FILE PHOTO: The headquarters of Wirecard AG is seen in Aschheim near Munich

BERLIN (Reuters) - Wirecard, the German scandal-hit payments company, said on Saturday it would proceed with business activities after filing for insolvency and expects a provisional administrator to be appointed by judicial authorities shortly.

"The management board is of the opinion that continuation is in the best interests of the creditors," it said in a statement. "Whether insolvency proceedings will be opened is still under review."

Wirecard collapsed on Thursday owing creditors almost $4 billion after disclosing a hole in its books that its auditor EY said was the result of a sophisticated global fraud.

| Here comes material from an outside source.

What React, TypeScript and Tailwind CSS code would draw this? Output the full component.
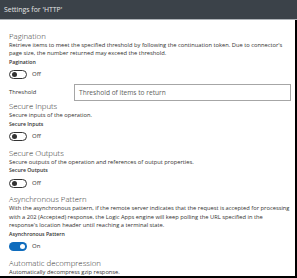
import React from "react";

function Toggle({ on }: { on?: boolean }) {
  return (
    <div className="mt-[4px] flex h-[9px] items-center">
      {on ? (
        <div className="relative h-[9px] w-[18px] rounded-full bg-[#0f6cbd]">
          <div className="absolute right-[2px] top-[2px] h-[5px] w-[5px] rounded-full bg-white" />
        </div>
      ) : (
        <div className="relative h-[9px] w-[18px] rounded-full border border-[#333]">
          <div className="absolute left-[1.5px] top-[1px] h-[5px] w-[5px] rounded-full bg-[#333]" />
        </div>
      )}
      <span className="ml-[5px] text-[6px] leading-[9px] text-[#323130]">{on ? "On" : "Off"}</span>
    </div>
  );
}

function Section({
  title,
  lines,
  label,
  on,
  first,
}: {
  title: string;
  lines: string[];
  label: string;
  on?: boolean;
  first?: boolean;
}) {
  return (
    <div className={first ? "" : "mt-[6.5px]"}>
      <div className="h-[10px] whitespace-nowrap text-[7.8px] font-light leading-[10px] text-[#323130]">{title}</div>
      {lines.map((l, i) => (
        <div key={i} className="h-[8.5px] whitespace-nowrap text-[5.75px] leading-[8.5px] text-[#323130]">
          {l}
        </div>
      ))}
      <div className="h-[8.5px] whitespace-nowrap text-[5.2px] font-semibold leading-[8.5px] text-[#323130]">{label}</div>
      <Toggle on={on} />
    </div>
  );
}

export default function App() {
  return (
    <div
      className="flex h-[278px] w-[297px] flex-col overflow-hidden bg-white"
      style={{ fontFamily: '"Open Sans", sans-serif' }}
    >
      <div className="flex h-[20px] shrink-0 items-center border-b border-[#aeb3b8] bg-[#3b4249] pl-[4px]">
        <span className="whitespace-nowrap text-[6.9px] leading-[10px] text-[#e6e6e6]">Settings for 'HTTP'</span>
      </div>
      <div className="flex-1 overflow-hidden border-b-2 border-r-2 border-black pl-[9px] pr-[4px] pt-[10.5px]">
        <Section
          first
          title="Pagination"
          lines={[
            "Retrieve items to meet the specified threshold by following the continuation token. Due to connector's",
            "page size, the number returned may exceed the threshold.",
          ]}
          label="Pagination"
        />
        <div className="mt-[5px] flex h-[17px] items-center">
          <span className="w-[65px] whitespace-nowrap text-[5.8px] text-[#323130]">Threshold</span>
          <div className="flex h-[17px] w-[217px] items-center border border-[#a6a6a6] pl-[4px]">
            <span className="whitespace-nowrap text-[6.6px] text-[#605e5c]">Threshold of items to return</span>
          </div>
        </div>
        <div className="-mt-[6.5px]">
          <Section
            title="Secure Inputs"
            lines={["Secure inputs of the operation."]}
            label="Secure Inputs"
          />
        </div>
        <Section
          title="Secure Outputs"
          lines={["Secure outputs of the operation and references of output properties."]}
          label="Secure Outputs"
        />
        <Section
          title="Asynchronous Pattern"
          lines={[
            "With the asynchronous pattern, if the remote server indicates that the request is accepted for processing",
            "with a 202 (Accepted) response, the Logic Apps engine will keep polling the URL specified in the",
            "response's location header until reaching a terminal state.",
          ]}
          label="Asynchronous Pattern"
          on
        />
        <Section
          title="Automatic decompression"
          lines={["Automatically decompress gzip response."]}
          label="Automatic decompression"
        />
      </div>
    </div>
  );
}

The insolvency filing did not include the company's Wirecard Bank unit, which holds an estimated 1.4 billion euros ($1.57 billion) in deposits and is already under emergency management by BaFin, the German banking regulator.

"It is being continuously reviewed whether insolvency applications also have to be filed for subsidiaries of the Wirecard Group," the statement said. "With the exception of a small development branch office, no insolvency applications have been filed by Group companies at present."

The company said its bank would continue to carry out payments to merchants and that it was in contact with regulators and credit card companies.

Britain's Financial Conduct Authority (FCA) has imposed a number of requirements on Wirecard, including not to dispose of any assets or funds, and not carry out any regulated activities.

The company said it was in talks with the FCA about its Wirecard Card Solutions Ltd unit and was hopeful that it will implement measures that allow it to resume operations.

The European Union is investigating BaFin over the collapse of Wirecard, a rare measure that heaps embarrassment on Germany days before it is due to take over the EU's rotating presidency.

Investors want to know why EY did not spot problems in Wirecard's finances earlier.